C’est l’histoire d’un très vieil homme, Monsieur Linh, qui a tout perdu dans une guerre qui dévaste son pays (on suppose que c’est le Vietnam). Il embarque avec, dans les bras, un maigre baluchon et sa petite fille, Sang Diu, pour un pays d’accueil (on suppose qu’il s’agit de la France) où il est d’abord placé dans un dortoir. Tous les jours, il sort faire une promenade dans la ville inconnue. Bientôt, il rencontre un autre vieil homme, veuf depuis deux mois : Monsieur Bark, pour lequel il se prend d’amitié, même s’il ne comprend rien à ce qu’il raconte : le gros bonhomme est son seul réconfort dans cet univers étranger et hostile qu’est pour lui celui d’une ville occidentale.
« C’est un vieil homme
debout à l’arrière d’un bateau. Il serre dans ses bras une valise légère et un
nouveau-né, plus léger encore que la valise. Le vieil homme se nomme Monsieur
Linh. Il est seul désormais à savoir qu’il s’appelle ainsi.
Debout à la poupe du bateau, il
voit s’éloigner son pays, celui de ses ancêtres et de ses morts, tandis que
dans ses bras l’enfant dort. Le pays s’éloigne, devient infiniment petit, et
Monsieur Linh le regarde disparaître à l’horizon, pendant des heures, malgré le
vent qui souffle et le chahute comme une marionnette. »
C’est ainsi que débute le roman… par une plongée au cœur de la solitude d’un vieil homme qui a tout perdu, auquel on a tout arraché, même son pays… tout sauf sa petite fille. Cependant, très vite, le lecteur est interpelé par le mutisme constant de l’enfant… et puis, tout le monde se moque de Monsieur Linh : pourquoi ? Vers la moitié du roman, le lecteur n’a plus de doute, même si Claudel ne révèle qu’à la fin que…. Sang Diu n’est pas sa petite fille… et suggère que cette dernière a été tuée par la bombe qui a décimé tous ceux qui travaillaient à la rizière, ce jour-là. Sang Diu, c’est la poupée de la petite fille… que Monsieur Linh cajole comme une enfant… qu’il prend pour sa petite fille, tant la douleur lui a fait perdre la raison.

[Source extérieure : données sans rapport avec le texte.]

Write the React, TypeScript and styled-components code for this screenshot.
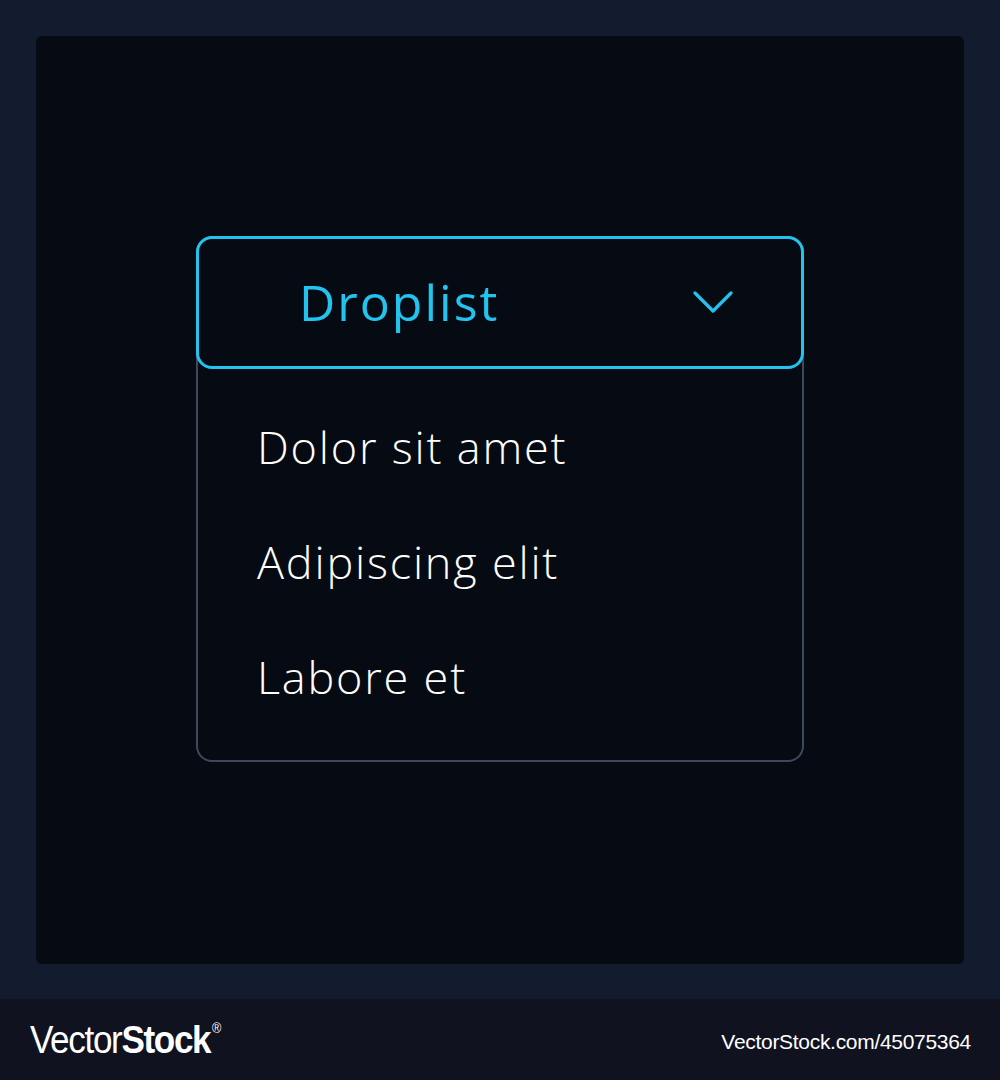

Pourtant, Monsieur Linh n’est pas malheureux : il sourit tout le temps, et les moments passés avec Monsieur Bark sont un vrai bonheur. Il se souvient de son pays aux rizières vertes, aux maisons sur pilotis. Non, il n’est pas malheureux… il est juste un peu seul, il est juste un peu terrorisé lorsque, dans le dortoir, des enfants veulent lui prendre sa petite fille, lorsque, dans le dortoir, des hommes crient fort. Juste un peu perdu lorsqu’au bout de quelques temps, on le place dans un « château » qui n’est autre qu’un hôpital psychiatrique pour personnes séniles. Juste un peu seul lorsqu’il se perd dans la ville à la recherche de son ami Bark et que sa pantoufle se déchire dans la plaque d’un égout à l’eau croupissante.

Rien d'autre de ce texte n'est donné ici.